We ultimately can’t prove if Newsweek readers are using the Fairness Meter responsibly, or if this increase in trust is really because their beliefs can now be validated in real time. What we do know is that the ability to vote generates clicks, which translate to engagements.

As for the Opinion section, the root problem that has led to numerous controversies — platforming and legitimizing extremist perspectives from controversial figures — remains, even if both far sides of the political spectrum are now represented. At any rate, it is well documented at this point that right-wing content tends to be favored by social media algorithms, which may become more overt as Silicon Valley embraces a second Trump presidency.

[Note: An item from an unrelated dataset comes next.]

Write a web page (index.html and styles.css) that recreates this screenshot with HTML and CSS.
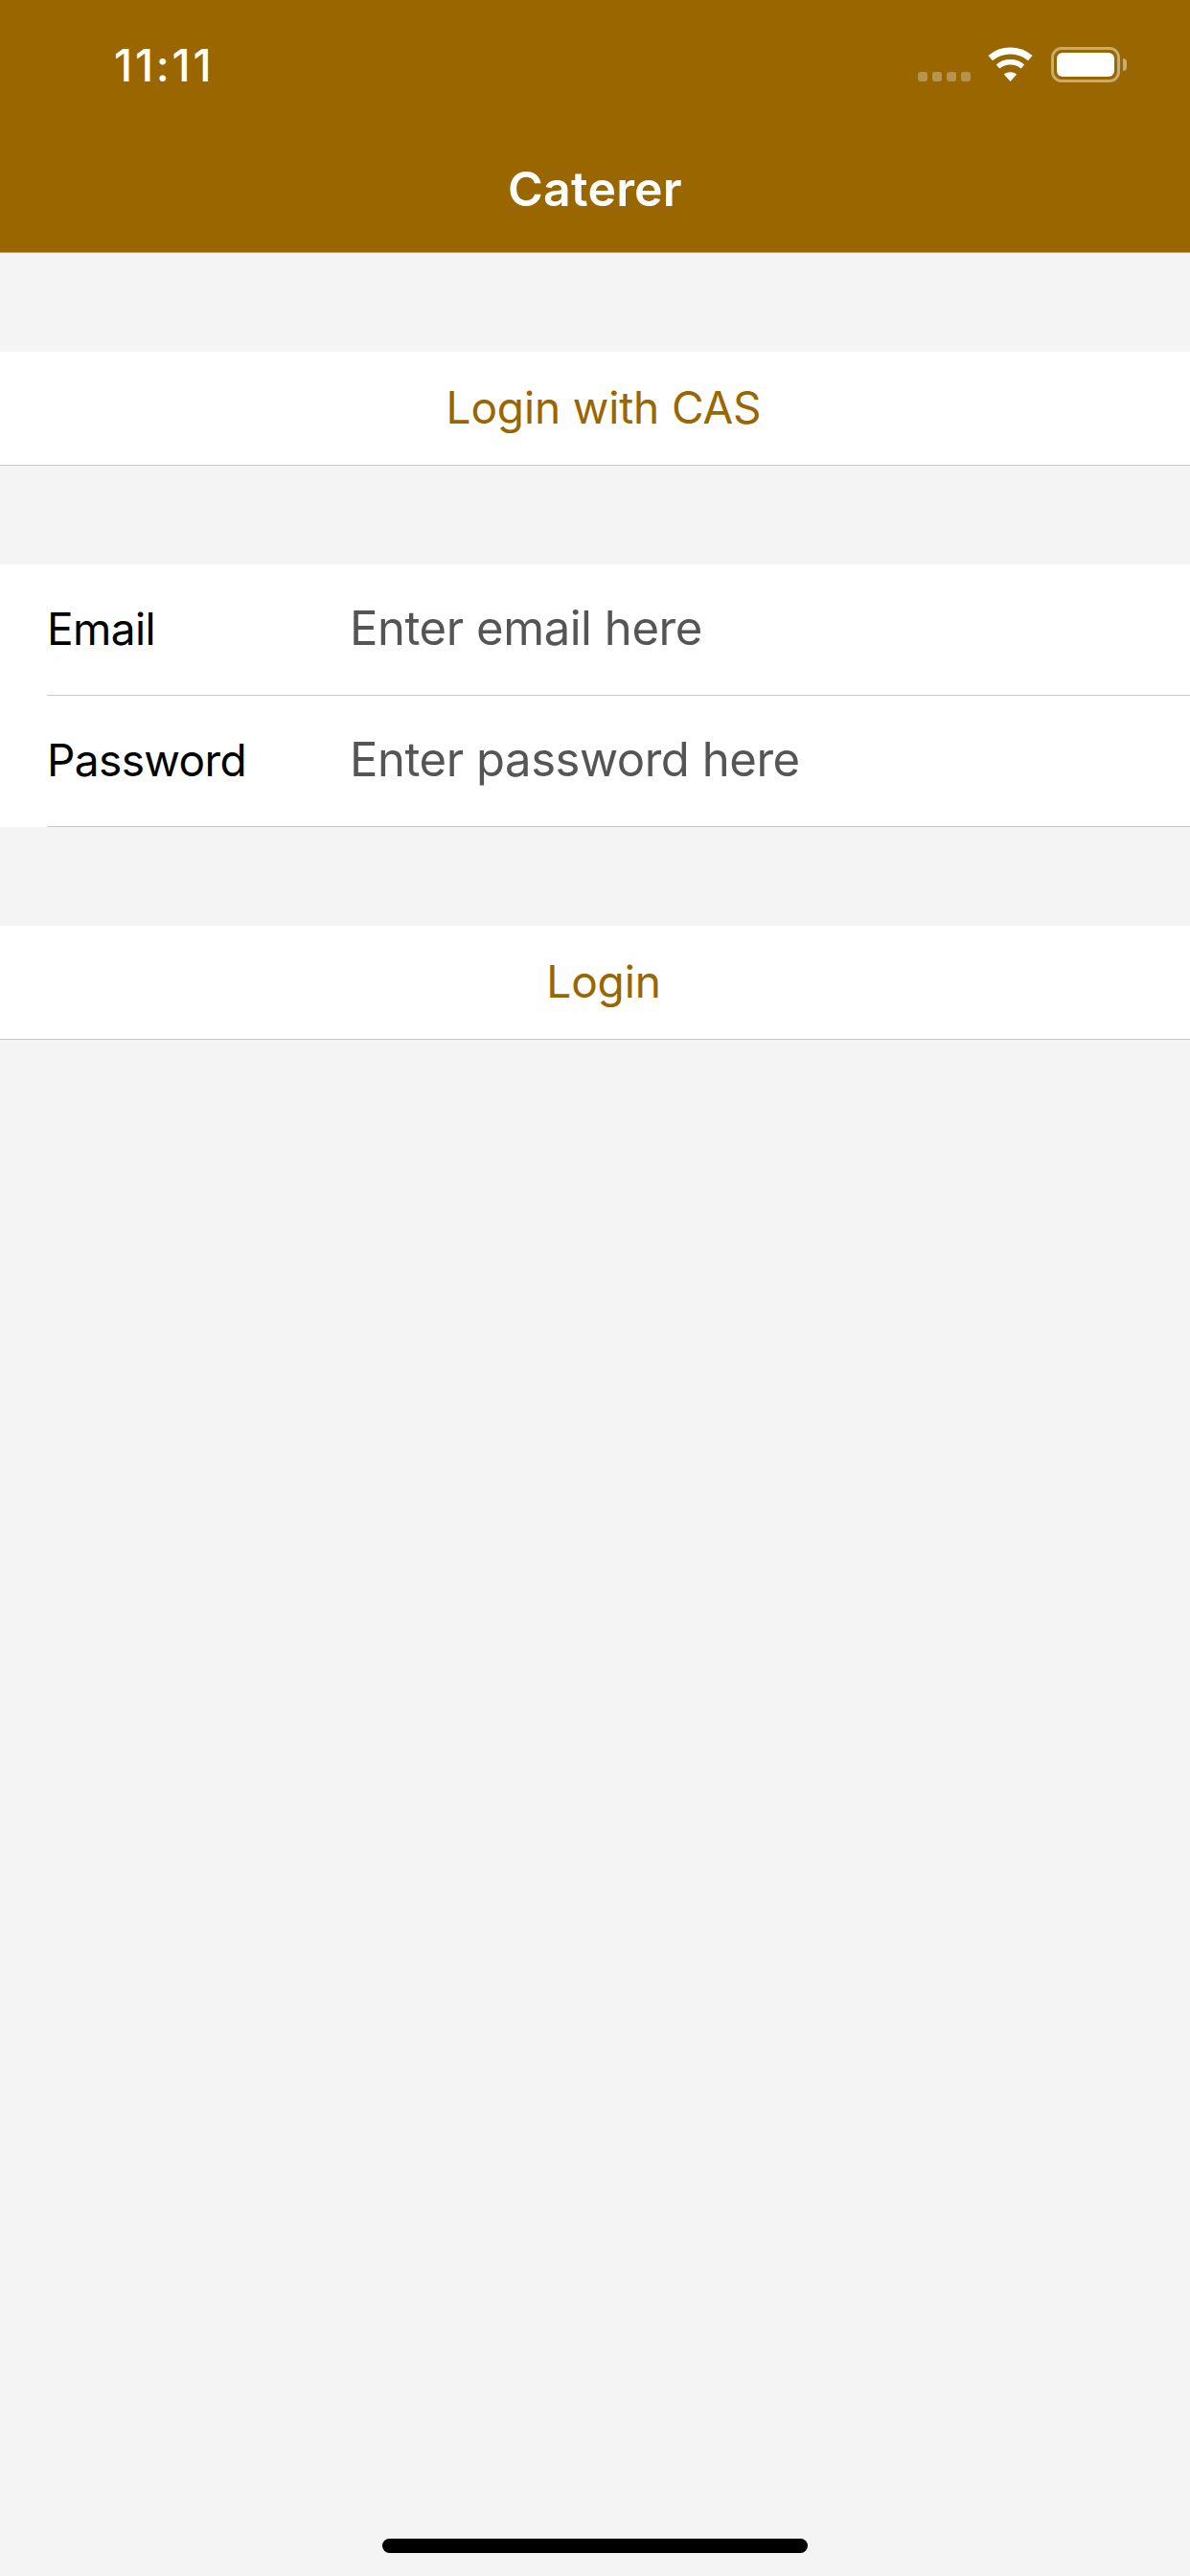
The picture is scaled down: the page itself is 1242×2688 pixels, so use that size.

And yet the numbers don’t lie: Newsweek is thriving and climbing the ranks among the most read news outlets in the U.S. One explanation might be that it has gotten to this place not by improving its reporting or editorial standards but by learning to deliver what the internet often demands: produce never-ending content, incite strong opinions, embrace the algorithms and validate viewers’ pre-held beliefs.

As Similarweb’s web traffic data also shows, almost all of the online news platforms that have started within the last five years are openly partisan, while Pew Research Center data found that news outlets are still dependent on social media for views.

In a way, one can’t blame Newsweek for playing the game and playing it well. The site isn’t journalism’s savior, but whether we like it or not, it just might be its future.